Remember that book by RW Johnson everyone brought about three years ago. “How long will South Africa survive?” It forecast that we would have to run cap in hand to the IMF within two years for a bailout.
Many commentators have repeated this, from left-wing academics to political commentators.
The fear I have is not that the forecast comes true, but if it doesn’t. I can hear the eyebrows lift and see the “you’re crazy” stares pierce the screens.
There is a worse fate that awaits South Africans than government running to the IMF to bail out Eskom; Transnet or even worse, government itself.
Yes, there is a fate far worse than the IMF putting conditions on our bailout, while they monitor spending, tax collections and corruption – making sure government money does not enrich the lucky, connected few.
The fear I have is that they use our pension fund savings. South Africa has the fifth-largest pension fund savings in the world as a percentage of GDP. The pension pot is also the eighth-biggest in dollar terms in the world. Many know this but not us as we bemoan our perceived poverty.
This pension pot belongs to about 12 million South Africans, and we already tell them how they can invest it. Yes, we have regulations that say that only 25% can be invested overseas and another 5% in Africa.
You have to have 25% in interest-bearing investments, and all this is called Regulation 28. The law is on the books, and the regulation can change without parliament even voting on it.
If government needs to issue more bonds at lower yields, it simply changes Reg 28. It can probably expand it to enforce say 50% of pension assets into bonds or banks and only 50% equity. Offshore investments could be stopped too if the SA government needed the money.
No laws need to be changed, and one can just implement Reg 28 to living annuities and other forms of long-term retirement investments.
It’s so simple and fast. No nasty little checks from the IMF while the political opposition will be made out to be anti-South African, as our development must come first! For more votes, government would up grants and government salaries and win votes that way. People will not “feel” the impact until they retire.
It will not be a big vote grabber, but it will make the ballooning deficit so much easier to fund.
Listen to the podcast: PSA rails against PIC loan to Eskom
As things go wrong, South Africans saving for retirement will be the only ones to lose our income when Eskom or government cannot pay. South Africans will get poorer in real terms as risky bonds fail or interest rates are lowered to help government borrowing.
The government will issue bonds at, let’s say, CPI only for a “limited period”. No risks are taken into account and as all pension and living annuities have to invest there due to the change in regulations we, the South African workers, will not be compensated for risks.
A little later, bonds can be issued at inflation minus 3% and still no one from the IMF or another body will say much. Our retirement savings bailout SAA for the 19th time as it buys the latest Airbus A380 for the flight to Windhoek.
The looting and waste continue and no IMF oversight.

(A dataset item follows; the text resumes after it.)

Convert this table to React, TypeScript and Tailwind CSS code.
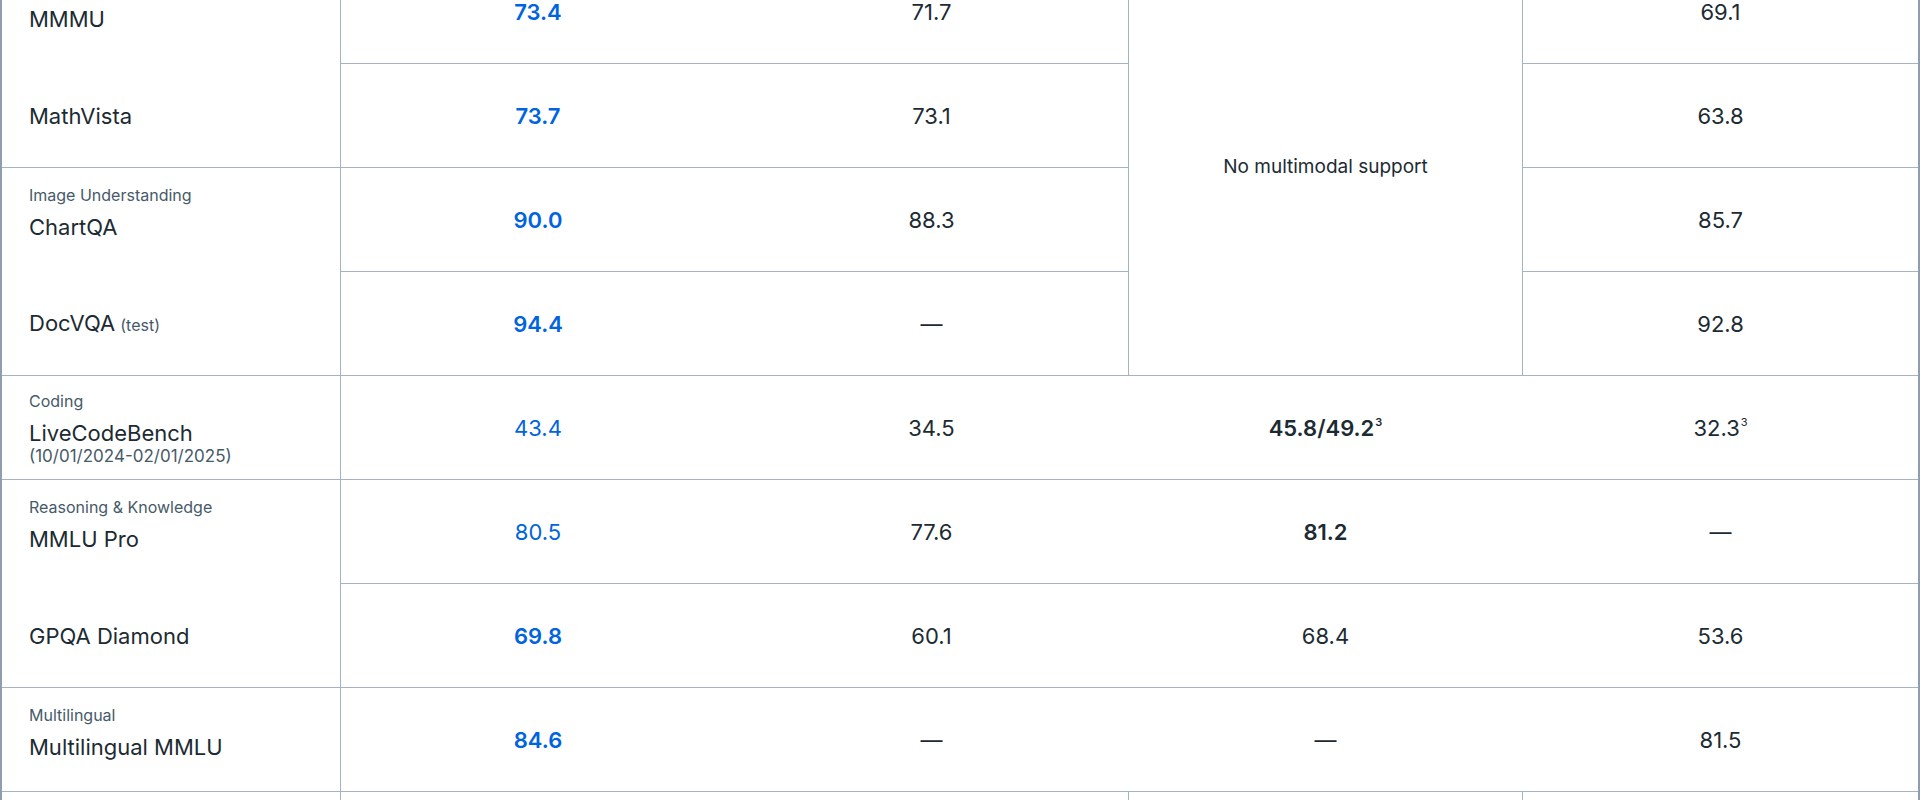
type Cell = {
  text: string;
  sup?: string;
  tone?: "blue" | "blueBold" | "bold" | "plain";
};

type Row = {
  category?: string;
  name: string;
  note?: string;
  sub?: string;
  groupEnd: boolean;
  cells: (Cell | null)[];
};

const rows: Row[] = [
  {
    category: "Image Reasoning",
    name: "MMMU",
    groupEnd: false,
    cells: [{ text: "73.4", tone: "blueBold" }, { text: "71.7" }, null, { text: "69.1" }],
  },
  {
    name: "MathVista",
    groupEnd: true,
    cells: [{ text: "73.7", tone: "blueBold" }, { text: "73.1" }, null, { text: "63.8" }],
  },
  {
    category: "Image Understanding",
    name: "ChartQA",
    groupEnd: false,
    cells: [{ text: "90.0", tone: "blueBold" }, { text: "88.3" }, null, { text: "85.7" }],
  },
  {
    name: "DocVQA",
    note: "(test)",
    groupEnd: true,
    cells: [{ text: "94.4", tone: "blueBold" }, { text: "—" }, null, { text: "92.8" }],
  },
  {
    category: "Coding",
    name: "LiveCodeBench",
    sub: "(10/01/2024-02/01/2025)",
    groupEnd: true,
    cells: [
      { text: "43.4", tone: "blue" },
      { text: "34.5" },
      { text: "45.8/49.2", sup: "3", tone: "bold" },
      { text: "32.3", sup: "3" },
    ],
  },
  {
    category: "Reasoning & Knowledge",
    name: "MMLU Pro",
    groupEnd: false,
    cells: [{ text: "80.5", tone: "blue" }, { text: "77.6" }, { text: "81.2", tone: "bold" }, { text: "—" }],
  },
  {
    name: "GPQA Diamond",
    groupEnd: true,
    cells: [{ text: "69.8", tone: "blueBold" }, { text: "60.1" }, { text: "68.4" }, { text: "53.6" }],
  },
  {
    category: "Multilingual",
    name: "Multilingual MMLU",
    groupEnd: true,
    cells: [{ text: "84.6", tone: "blueBold" }, { text: "—" }, { text: "—" }, { text: "81.5" }],
  },
];

const toneClass = (tone?: Cell["tone"]) => {
  if (tone === "blueBold") return "text-[#0064e0] font-semibold";
  if (tone === "blue") return "text-[#0064e0]";
  if (tone === "bold") return "text-[#1c2b33] font-semibold";
  return "text-[#1c2b33]";
};

const Label = ({ row }: { row: Row }) => {
  let pad = "";
  if (row.category && !row.sub) pad = "pb-[13px]";
  if (row.sub) pad = "pt-[3px]";
  return (
    <div
      className={`flex flex-col justify-center pl-[27px] border-r border-[#a5b3c1] ${
        row.groupEnd ? "border-b" : ""
      } ${pad}`}
    >
      {row.category && (
        <div className="text-[16px] leading-[18px] text-[#465a69] mb-[9px]">{row.category}</div>
      )}
      <div className="text-[22px] leading-[28px] text-[#1c2b33]">
        {row.name}
        {row.note && <span className="text-[16px] text-[#465a69] ml-[5px]">{row.note}</span>}
      </div>
      {row.sub && <div className="text-[17px] leading-[19px] text-[#465a69]">{row.sub}</div>}
    </div>
  );
};

const Value = ({ cell }: { cell: Cell }) => (
  <div className="flex items-center justify-center border-b border-[#a5b3c1]">
    <span className={`text-[22px] leading-[28px] ${toneClass(cell.tone)}`}>
      {cell.text}
      {cell.sup && <sup className="text-[11px] ml-[1px] -top-[0.9em]">{cell.sup}</sup>}
    </span>
  </div>
);

const App: React.FC = () => {
  return (
    <div className="w-[1920px] h-[800px] overflow-hidden bg-white" style={{ fontFamily: "Inter, 'Noto Sans', sans-serif" }}>
      <div className="-mt-[40px] border-x-2 border-[#8e9eae] grid grid-cols-[339px_394px_393px_395px_1fr] auto-rows-[104px]">
        {rows.map((row, i) => (
          <div key={row.name} className="contents">
            <Label row={row} />
            {row.cells.map((cell, j) => {
              if (cell) return <Value key={j} cell={cell} />;
              if (i === 0)
                return (
                  <div
                    key={j}
                    className="row-span-4 flex items-center justify-center border-x border-b border-[#a5b3c1] text-[19px] text-[#1c2b33]"
                  >
                    No multimodal support
                  </div>
                );
              return null;
            })}
          </div>
        ))}
        <div className="border-r border-[#a5b3c1]" />
        <div />
        <div />
        <div className="border-x border-[#a5b3c1]" />
        <div />
      </div>
    </div>
  );
};

export default App;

It has happened before in SA
South African pensioners bear the costs and will suffer, and within a decade they will need to go into old-age grants themselves. They have to go to state hospitals as they no longer can afford medical insurance.
Perhaps one can protect government employees for a while via taxes but ultimately they too will suffer.
In 2036 the ex Director-General of welfare finds himself on an old-age grant. What happened, he asks? Well, inflation was much higher than his enforced bond returns, and the pot is now empty. Inflation and wastage without taking risks into account empty the nest quickly.
Don’t believe it can happen here? Well, ask the 70 000 Transnet pensioners who more often than not get more money from an old-age grant than from their pensions! One was an old manager who worked with me.
It’s not pretty when people who saved for four decades stay in their children’s garages. No more dignity and no more privacy while the children struggle too.
The de facto use of pensions is already happening with the PIC investing R5 billion in Eskom. Without regulation changes so far, and as the PIC is backed by us – the South African taxpayers – we know that this is just a future tax rise if Eskom folds.
So, as the budget creeps up on us, be scared that there will be changes, which make sense for politicians but not for savers. Be aware that wastage will not end with a few words by current heroes.